I skipped a small banana, which cost about $1.50. I would get my potassium later in Beijing, I thought.
At one point in a national park in the mountains, I was annoyed at not easily finding garbage cans. And then I realized that it is a recommended practice to take your trash home, as witnessed by this information/guide near the park entrance. I suppose this is the ultimate goal to deal with trash generated by the tourists. I am impressed. Obviously this works for the most part, since the surrounding is fairly clean. I took mine to the hotel for disposals.

[Wedding Chapel for Rent]
I guess that the wedding business is also big in Japan. In Beijing, you see package deals for newlywed photos in the shopping malls, and you wonder how young people can afford to do all this without going broke.

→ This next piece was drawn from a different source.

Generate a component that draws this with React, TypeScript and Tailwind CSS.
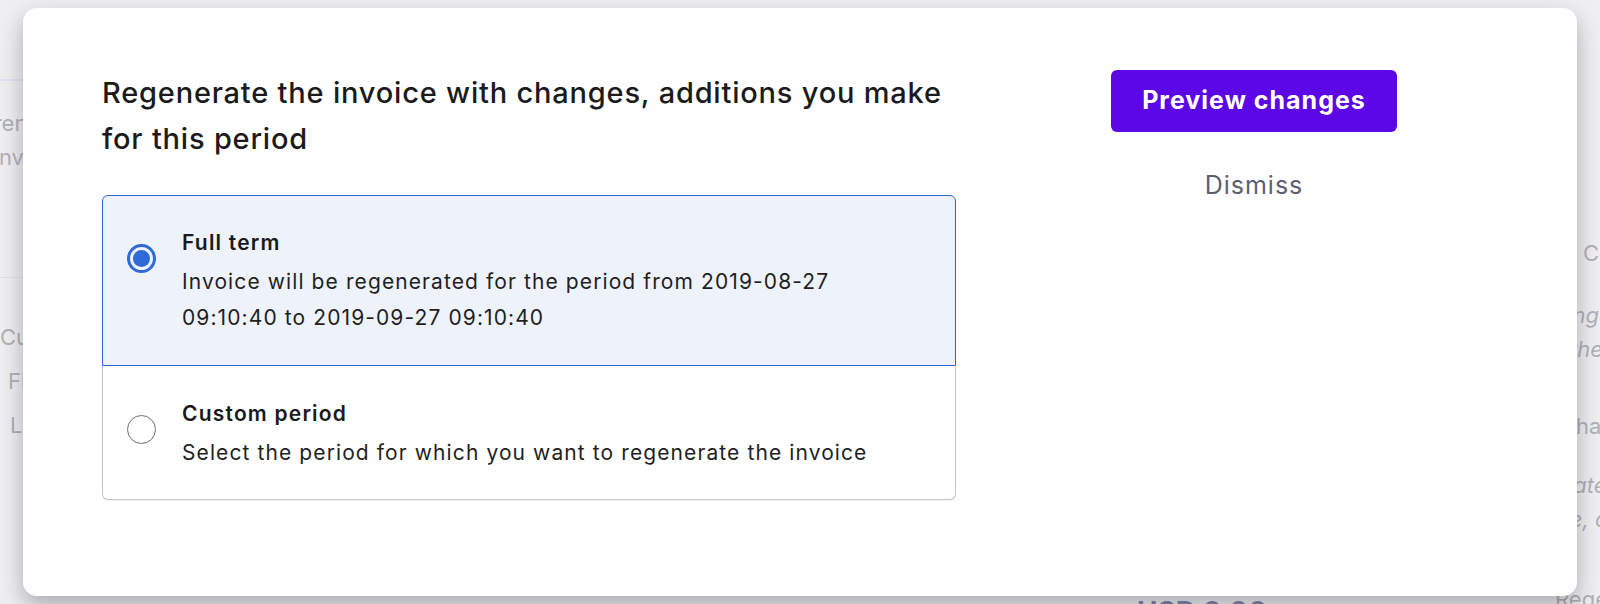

In this wedding chapel that is built next to the hotel where I stayed, there is a very small area for the worship crowd, just enough for picture-taking. I suppose that in Japan, you don't need to go to the real church to find a time slot if you wish to have a "Western-style" ceremony included. This could be a profitable business idea in China. Call a priest-like justice of the peace to witness your wedding in this hotel-owned chapel next time you are thinking about getting married.
[High-Tech Toilet]
What's in a toilet, you think? As long as it is functional and clean, I would not ask for more. Four out of the five hotels I stayed in had the kind of "warmer/shower toilet" shown here. You can program it to warm your butt ;-), and it can do two forms of water squirting (shower and bidet) at your convenience. I had to play with both to figure out the difference, since words and pictures are only clues for me. So, where are we going with the advanced toilets?